Most people think in nominal terms, so the first chart below illustrates the current dollar values across the 43-year period (in other words, the value of a dollar at the time received — not adjusted for inflation).

The charts below show income growth over the complete data series. In addition to the quintiles, the Census Bureau includes the mean income for the top five percent of households.

 

 

The next chart adjusts for inflation in chained 2010 dollars based on a research variant of the Consumer Price Index, the CPI-U-RS. In other words, the incomes in earlier years have been adjusted upward to the purchasing power of the most recent year in the series.

 

 

Two things are particularly striking (but not surprising) in the inflation-adjusted chart:

  1. Income growth has been much higher for the top quintile and particularly the top 5% (the two lowest quintiles are essentially flat).
  2. The purchasing power of 2010 incomes had shrunk to about the same levels they were more than a decade ago, depending on the segment.

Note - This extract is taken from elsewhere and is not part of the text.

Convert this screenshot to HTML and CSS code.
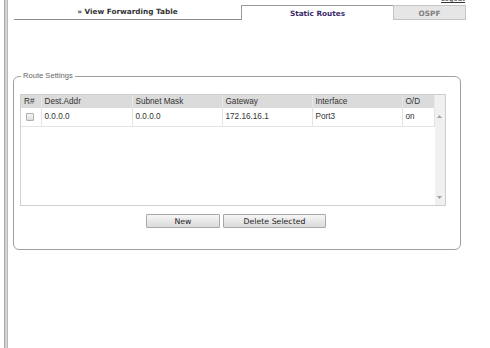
FILE: index.html
```html
<!DOCTYPE html>
<html>
<head>
    <link rel="stylesheet" href="styles.css">
    <title>Static Routes</title>
</head>
<body>
    <div class="page">
        <div class="rail"></div>
        <div class="main">
            <div class="topline"><a href="#">Logout</a></div>
            <div class="tabs">
                <a class="tab tab-view" href="#">&raquo; View Forwarding Table</a>
                <a class="tab tab-active" href="#">Static Routes</a>
                <a class="tab tab-off" href="#">OSPF</a>
            </div>

            <fieldset class="settings">
                <legend>Route Settings</legend>
                <div class="grid">
                    <div class="grid-body">
                        <table class="routes">
                            <colgroup>
                                <col style="width:20px">
                                <col style="width:91px">
                                <col style="width:90px">
                                <col style="width:90px">
                                <col style="width:90px">
                                <col style="width:32px">
                            </colgroup>
                            <thead>
                                <tr>
                                    <th>R#</th>
                                    <th>Dest.Addr</th>
                                    <th>Subnet Mask</th>
                                    <th>Gateway</th>
                                    <th>Interface</th>
                                    <th>O/D</th>
                                </tr>
                            </thead>
                            <tbody>
                                <tr>
                                    <td class="check"><input type="checkbox"></td>
                                    <td>0.0.0.0</td>
                                    <td>0.0.0.0</td>
                                    <td>172.16.16.1</td>
                                    <td>Port3</td>
                                    <td>on</td>
                                </tr>
                            </tbody>
                        </table>
                    </div>
                    <div class="scroll">
                        <svg width="5" height="3" viewBox="0 0 5 3"><polygon points="0,3 2.5,0 5,3" fill="#a0a0a0"/></svg>
                        <svg width="5" height="3" viewBox="0 0 5 3"><polygon points="0,0 5,0 2.5,3" fill="#a0a0a0"/></svg>
                    </div>
                </div>
                <div class="actions">
                    <button class="btn btn-new">New</button>
                    <button class="btn btn-delete">Delete Selected</button>
                </div>
            </fieldset>
        </div>
    </div>
</body>
</html>
```

FILE: styles.css
```css
* {
    box-sizing: border-box;
}

body {
    margin: 0;
    padding: 0;
    background-color: #ffffff;
    font-family: "Liberation Sans", Arial, sans-serif;
}

.page {
    display: flex;
    min-height: 348px;
}

.rail {
    width: 4px;
    margin-left: 4px;
    background-color: #d2d2d2;
    border-left: 1px solid #a8a8a8;
    border-right: 1px solid #bcbcbc;
}

.main {
    flex: 1;
}

/* top strip, the logout link is mostly scrolled off */
.topline {
    display: flex;
    justify-content: flex-end;
    align-items: flex-start;
    height: 5px;
    overflow: hidden;
    padding-right: 25px;
}

.topline a {
    display: block;
    margin-top: -5px;
    font-family: "DejaVu Sans", Verdana, sans-serif;
    font-size: 7px;
    line-height: 8px;
    color: #333;
}

.tabs {
    display: flex;
    height: 15px;
    margin-left: 6px;
}

.tab {
    display: block;
    text-decoration: none;
    text-align: center;
    font-family: "DejaVu Sans", Verdana, sans-serif;
    font-weight: bold;
    font-size: 7.3px;
    line-height: 14px;
}

.tab-view {
    width: 227px;
    color: #333;
    border-bottom: 1px solid #8c8c8c;
}

.tab-active {
    width: 152px;
    color: #3b2b6b;
    border-top: 1px solid #9a9a9a;
    border-left: 1px solid #9a9a9a;
    padding-top: 1px;
}

.tab-off {
    width: 73px;
    color: #808080;
    background-color: #e6e6e6;
    border: 1px solid #c4c4c4;
    line-height: 13px;
    padding-top: 1px;
}

/* route settings box */
.settings {
    width: 448px;
    margin: 51px 0 0 5px;
    padding: 13px 14px 21px 6px;
    border: 1px solid #a0a0a0;
    border-radius: 6px;
}

.settings legend {
    margin-left: 1px;
    padding: 0 2px;
    font-size: 7.6px;
    line-height: 10px;
    color: #666;
}

.grid {
    display: flex;
    width: 426px;
    height: 112px;
    border: 1px solid #cfcfcf;
}

.grid-body {
    flex: 1;
}

.routes {
    border-collapse: collapse;
    table-layout: fixed;
    width: 100%;
    font-size: 8.2px;
    color: #333;
}

.routes th {
    height: 13px;
    padding: 0 0 0 3px;
    background-color: #dbdbdb;
    border-right: 1px solid #e8e8e8;
    font-weight: normal;
    text-align: left;
    white-space: nowrap;
}

.routes td {
    height: 18px;
    padding: 0 0 0 3px;
    border-right: 1px solid #e4e4e4;
    border-bottom: 1px solid #e4e4e4;
    white-space: nowrap;
}

.routes td.check {
    padding-left: 5px;
}

.routes input[type="checkbox"] {
    appearance: none;
    -webkit-appearance: none;
    display: block;
    width: 8px;
    height: 8px;
    margin: 0;
    border: 1px solid #b0b0b0;
    border-radius: 1px;
    background: linear-gradient(#f6f6f6, #dcdcdc);
}

.scroll {
    width: 12px;
    background-color: #f0f0f0;
    display: flex;
    flex-direction: column;
    justify-content: space-between;
    align-items: center;
    padding: 20px 0 6px 0;
}

.scroll svg {
    display: block;
}

.actions {
    display: flex;
    gap: 3px;
    margin: 8px 0 0 126px;
}

.btn {
    height: 14px;
    padding: 0;
    font-family: "DejaVu Sans", Verdana, sans-serif;
    font-size: 7.8px;
    color: #222;
    background: linear-gradient(#f6f6f6, #dadada);
    border: 1px solid #a8a8a8;
    border-radius: 1px;
}

.btn-new {
    width: 74px;
}

.btn-delete {
    width: 103px;
}
```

The lack of sustained growth in household incomes is no doubt a major factor in the general decline in consumer confidence over the past decade.

 

 

For a closer inspection of the household income data, I’ve also prepared charts of the nominal and real percentage growth since 1967. Here is the real version with some annotations.

 

 

Among the many subtle details evident in these charts, one that especially caught my attention was the fact that the bottom quintile has grown faster than the third and fourth quintiles. This curious fact is not apparent in the dollar charts above.

Also not evident in the dollar charts is the grim reality that in real (inflation-adjusted) terms, households in the bottom quintile earned slightly less in 2010 than they did in 1973 — 37 years earlier. Even the top 5% of households have suffered an uncharacteristic decline, with their mean 2010 real income hovering around the level first achieved in 1996.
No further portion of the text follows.